The findings, reported in the journal Science, demonstrate that when tau is removed from mice genetically engineered to simulate Alzheimer's disease, their memory function is retained and they live a normal lifespan. Reducing tau levels also made mice more resistant to epileptic seizures.
"This is the most striking therapeutic effect I have ever seen in our disease models," said Lennart Mucke, MD, GIND director and professor of neurology at the University of California, San Francisco (UCSF), and senior author of the study. "A lot more work needs to be done, of course. But if this strategy also works in humans, it could enable a major leap forward in our ability to treat and prevent devastating neurological diseases."

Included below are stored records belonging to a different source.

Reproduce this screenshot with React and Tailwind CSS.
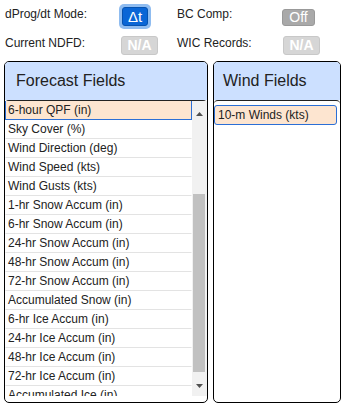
import React from 'react';

const forecastFields = [
  '6-hour QPF (in)',
  'Sky Cover (%)',
  'Wind Direction (deg)',
  'Wind Speed (kts)',
  'Wind Gusts (kts)',
  '1-hr Snow Accum (in)',
  '6-hr Snow Accum (in)',
  '24-hr Snow Accum (in)',
  '48-hr Snow Accum (in)',
  '72-hr Snow Accum (in)',
  'Accumulated Snow (in)',
  '6-hr Ice Accum (in)',
  '24-hr Ice Accum (in)',
  '48-hr Ice Accum (in)',
  '72-hr Ice Accum (in)',
  'Accumulated Ice (in)',
];

const Arrow = ({ down }) => (
  <svg width="7" height="4" viewBox="0 0 7 4">
    <path d={down ? 'M0 0 L7 0 L3.5 4 Z' : 'M0 4 L7 4 L3.5 0 Z'} fill="#505050" />
  </svg>
);

const App = () => {
  return (
    <div
      className="w-[343px] h-[408px] bg-white text-[#222] overflow-hidden"
      style={{ fontFamily: '"Liberation Sans", Arial, sans-serif' }}
    >
      {/* top controls */}
      <div className="pt-[4px] pl-[5px] text-[12px]">
        <div className="flex h-[27px]">
          <div className="w-[115px] pt-[1px]">dProg/dt Mode:</div>
          <div className="w-[57px]">
            <div className="inline-flex rounded-[5px] bg-[#8fbcf0] p-[3px] ml-[-1px]">
              <div className="w-[26px] h-[19px] rounded-[3px] bg-[#0a66d6] border border-[#0552b0] text-white text-[15px] leading-[17px] flex justify-center">
                Δt
              </div>
            </div>
          </div>
          <div className="w-[105px] pt-[1px]">BC Comp:</div>
          <div className="pt-[5px]">
            <div className="w-[33px] h-[17px] rounded-[3px] bg-[#a9a9a9] border border-[#999] text-white text-[14px] leading-[15px] flex justify-center">
              Off
            </div>
          </div>
        </div>
        <div className="flex h-[30px]">
          <div className="w-[116px] pt-[3px]">Current NDFD:</div>
          <div className="w-[56px] pt-[5px]">
            <div className="w-[37px] h-[19px] rounded-[3px] bg-[#d6d6d6] border border-[#c8c8c8] text-white text-[14px] leading-[17px] font-bold flex justify-center">
              N/A
            </div>
          </div>
          <div className="w-[106px] pt-[3px]">WIC Records:</div>
          <div className="pt-[5px]">
            <div className="w-[37px] h-[19px] rounded-[3px] bg-[#d6d6d6] border border-[#c8c8c8] text-white text-[14px] leading-[17px] font-bold flex justify-center">
              N/A
            </div>
          </div>
        </div>
      </div>

      {/* panels */}
      <div className="flex pl-[4px] gap-[5px]">
        <div className="w-[204px] h-[342px] border border-black rounded-[5px] flex flex-col">
          <div className="h-[38px] bg-[#cce0ff] rounded-t-[4px] flex items-center pl-[11px] text-[16px]">
            Forecast Fields
          </div>
          <div className="flex-1 flex flex-col border-t border-[#222] rounded-t-[4px] pb-[6px] min-h-0">
            <div className="flex-1 flex min-h-0">
              <div className="flex-1 overflow-hidden text-[12px]">
                {forecastFields.map((f, i) =>
                  i === 0 ? (
                    <div
                      key={f}
                      className="h-[19px] bg-[#fde5d0] border-x border-b border-[#2b6fd6] pl-[2px] leading-[18px]"
                    >
                      {f}
                    </div>
                  ) : (
                    <div
                      key={f}
                      className="h-[19px] border-x border-x-transparent border-b border-b-[#e3e3e3] pl-[2px] leading-[18px] whitespace-nowrap"
                    >
                      {f}
                    </div>
                  )
                )}
              </div>
              <div className="w-[15px] bg-[#f1f1f1] flex flex-col">
                <div className="h-[24px] flex items-center justify-center pt-[1px]">
                  <Arrow />
                </div>
                <div className="flex-1">
                  <div className="mt-[69px] ml-[1px] w-[12px] h-[178px] bg-[#c1c1c1]" />
                </div>
                <div className="h-[20px] flex items-center justify-center">
                  <Arrow down />
                </div>
              </div>
            </div>
          </div>
        </div>

        <div className="w-[128px] h-[342px] border border-black rounded-[5px] flex flex-col">
          <div className="h-[38px] bg-[#cce0ff] rounded-t-[4px] flex items-center pl-[9px] text-[16px]">
            Wind Fields
          </div>
          <div className="flex-1 border-t border-[#222] rounded-t-[4px] pt-[4px] pr-[3px] text-[12px]">
            <div className="h-[20px] bg-[#fde5d0] border border-[#2b6fd6] rounded-[3px] pl-[3px] leading-[18px]">
              10-m Winds (kts)
            </div>
          </div>
        </div>
      </div>
    </div>
  );
};

export default App;
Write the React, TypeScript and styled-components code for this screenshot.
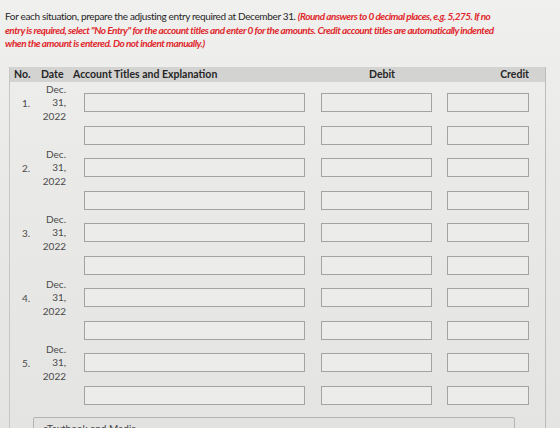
import React from "react";
import styled, { createGlobalStyle } from "styled-components";

const Global = createGlobalStyle`
  html, body { margin: 0; padding: 0; }
  body {
    width: 560px;
    height: 428px;
    overflow: hidden;
    background: #e6e6e4;
    font-family: Lato, "Open Sans", "Liberation Sans", sans-serif;
  }
`;

const Page = styled.div`
  display: flex;
  flex-direction: column;
  height: 428px;
  overflow: hidden;
  background: linear-gradient(180deg, #f0f0ee 0%, #eaeae8 35%, #e4e4e2 100%);
`;

const Instructions = styled.p`
  margin: 0;
  padding: 10px 0 0 5px;
  font-size: 10px;
  line-height: 13.5px;
  color: #262626;
  letter-spacing: -0.35px;
  white-space: nowrap;
`;

const Note = styled.em`
  color: #e0282c;
  font-weight: 700;
  letter-spacing: -0.5px;
`;

const Panel = styled.section`
  margin: 16px 0 0 9px;
  width: 535px;
  flex: 1;
  border-left: 1px solid #c6c6c4;
  border-right: 1px solid #bcbcba;
`;

const HeaderBar = styled.div`
  display: grid;
  grid-template-columns: 27px 32px 250px 126px 1fr;
  align-items: center;
  height: 15px;
  background: #d3d3d1;
  font-size: 10.5px;
  font-weight: 700;
  color: #262626;
`;

const HeadCell = styled.div<{ $align?: "left" | "center" | "right" }>`
  text-align: ${(p) => p.$align ?? "left"};
  padding: ${(p) => (p.$align === "right" ? "0 16px 0 0" : p.$align === "center" ? "0" : "0 0 0 4px")};
  white-space: nowrap;
`;

const Entries = styled.div`
  display: flex;
  flex-direction: column;
  padding-top: 5px;
`;

const Entry = styled.div`
  display: grid;
  grid-template-columns: 24px 33px 239px 127px 97px;
  grid-template-rows: 32.5px 32.5px;
  font-size: 10px;
  color: #4a4a4a;
`;

const Num = styled.div`
  grid-row: 1;
  grid-column: 1;
  align-self: center;
  padding-left: 12px;
`;

const DateCell = styled.div`
  grid-row: 1;
  grid-column: 2;
  display: flex;
  flex-direction: column;
  justify-content: center;
  align-items: flex-end;
  line-height: 13.5px;
  padding-right: 1px;
`;

const Field = styled.input<{ $row: number; $col: number; $width: number; $offset: number }>`
  grid-row: ${(p) => p.$row};
  grid-column: ${(p) => p.$col};
  align-self: center;
  box-sizing: border-box;
  width: ${(p) => p.$width}px;
  height: 19px;
  margin: 0 0 0 ${(p) => p.$offset}px;
  padding: 0 4px;
  border: 1.5px solid #a3a3a1;
  border-radius: 0;
  background: #ececea;
  font: inherit;
  outline: none;
`;

const MediaBox = styled.div`
  margin: 5px 0 0 23px;
  width: 482px;
  height: 30px;
  box-sizing: border-box;
  border: 1px solid #b4b4b2;
  border-radius: 2px;
  background: #e2e2e0;
  padding: 4px 9px;
  font-size: 10px;
  color: #444;
`;

const columns = [
  { col: 3, width: 221, offset: 17 },
  { col: 4, width: 111, offset: 15 },
  { col: 5, width: 82, offset: 14 },
];

const entries = ["1.", "2.", "3.", "4.", "5."];

export default function App() {
  return (
    <Page>
      <Global />
      <Instructions>
        For each situation, prepare the adjusting entry required at December 31.{" "}
        <Note>(Round answers to 0 decimal places, e.g. 5,275. If no</Note>
        <br />
        <Note>
          entry is required, select "No Entry" for the account titles and enter 0 for the amounts. Credit account
          titles are automatically indented
        </Note>
        <br />
        <Note>when the amount is entered. Do not indent manually.)</Note>
      </Instructions>
      <Panel>
        <HeaderBar>
          <HeadCell>No.</HeadCell>
          <HeadCell>Date</HeadCell>
          <HeadCell>Account Titles and Explanation</HeadCell>
          <HeadCell $align="center">Debit</HeadCell>
          <HeadCell $align="right">Credit</HeadCell>
        </HeaderBar>
        <Entries>
          {entries.map((n) => (
            <Entry key={n}>
              <Num>{n}</Num>
              <DateCell>
                <span>Dec.</span>
                <span>31,</span>
                <span>2022</span>
              </DateCell>
              {[1, 2].map((row) =>
                columns.map((c) => (
                  <Field
                    key={`${row}-${c.col}`}
                    type="text"
                    $row={row}
                    $col={c.col}
                    $width={c.width}
                    $offset={c.offset}
                  />
                ))
              )}
            </Entry>
          ))}
        </Entries>
        <MediaBox>eTextbook and Media</MediaBox>
      </Panel>
    </Page>
  );
}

Although Alzheimer's disease (AD) was first described over a hundred years ago, there is still no effective way to prevent it. Many investigational therapies for AD aim to reduce levels of amyloid-beta proteins (AB) because Amyloid-beta builds up to abnormally high levels in the brains of people with AD and is widely suspected to cause the disease.
"We wanted to pursue a complementary strategy and try to make the brain more resistant to A-Beta without having to change the levels of A-Beta itself," said the study's lead author, Erik Roberson MD, PhD, Gladstone staff scientist and assistant professor of neurology at UCSF. "Amazingly, even partial reduction of tau prevented memory problems and premature deaths in our Alzheimer mice, even though their brains were full of amyloid beta."
The Gladstone team used a mouse model of AD in which memory deficits are triggered by a human gene that causes overproduction of A-Beta. The key finding was that cognitive and neuronal deficits in these mice were prevented when one or both copies of the tau gene were eliminated.